Abstract:
Reducing global forest losses is essential to mitigate climate change and
its associated social costs. Multiple market and non-market factors can
enhance or reduce forest loss. Here, to understand the role of non-market
factors (for example, policies, climate anomalies or conflicts), we can
compare observed trends to a reference (expected) scenario that excludes
non-market factors. We define an expected scenario by simulating
land-use decisions solely driven by market prices, productivities and
presumably plausible decision-making. The land-use allocation model
considers economic profits and uncertainties as incentives for forest
conversion. We compare reference forest losses in Brazil, the Democratic
Republic of Congo and Indonesia (2000–2019) with observed forest
losses and assign differences from non-market factors.
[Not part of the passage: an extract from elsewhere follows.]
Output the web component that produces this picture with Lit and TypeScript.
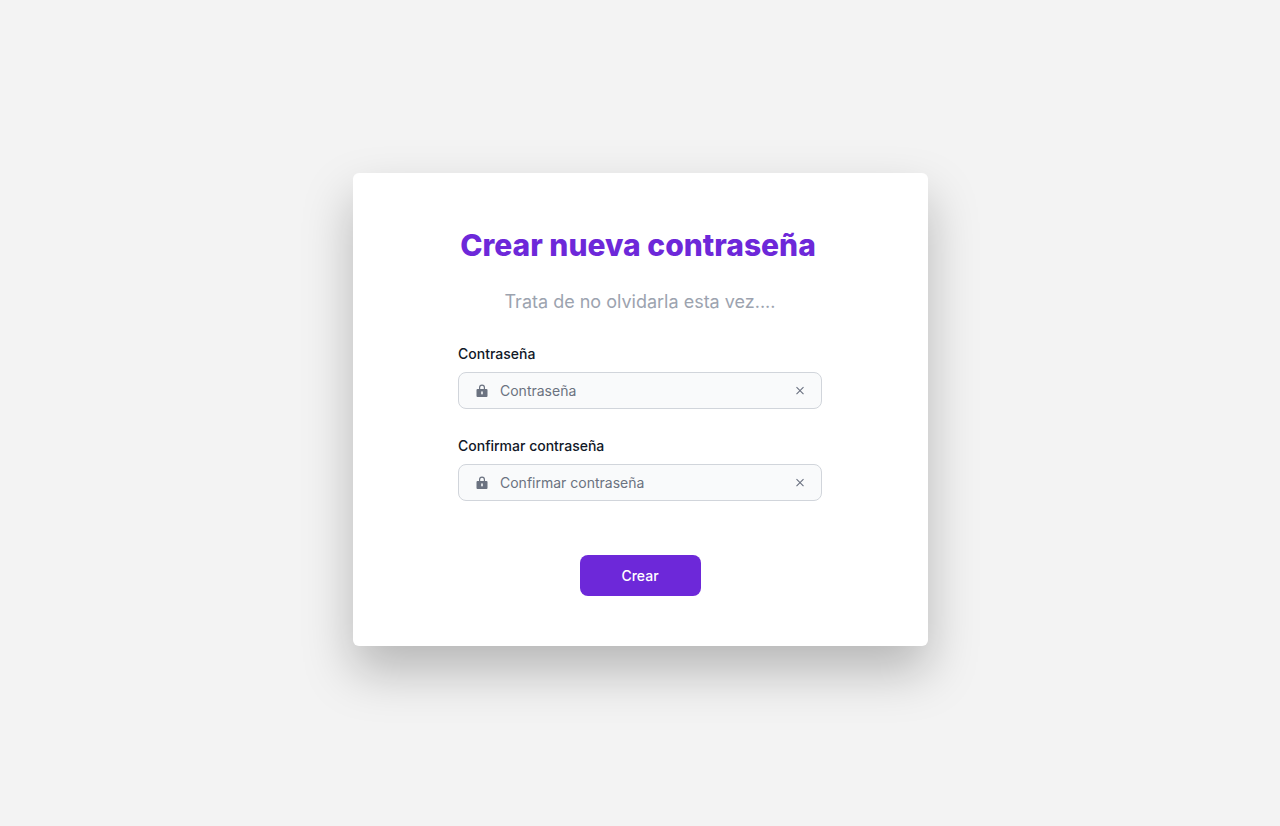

Our results
suggest that non-market factors temporarily lead to lower-than-expected
forest losses summing to 11.1 million hectares, but also to phases with
higher-than-expected forest losses of 11.3 million hectares. Phases with
lower-than-expected forest losses occurred earlier than those with
higher-than-expected forest losses. The damages avoided by delaying
emissions that would otherwise have occurred represent a social value
of US$61.6 billion (as of the year 2000). This result shows the economic
importance of forest conservation efforts in the tropics, even if reduced
forest loss might be temporary and reverse over time.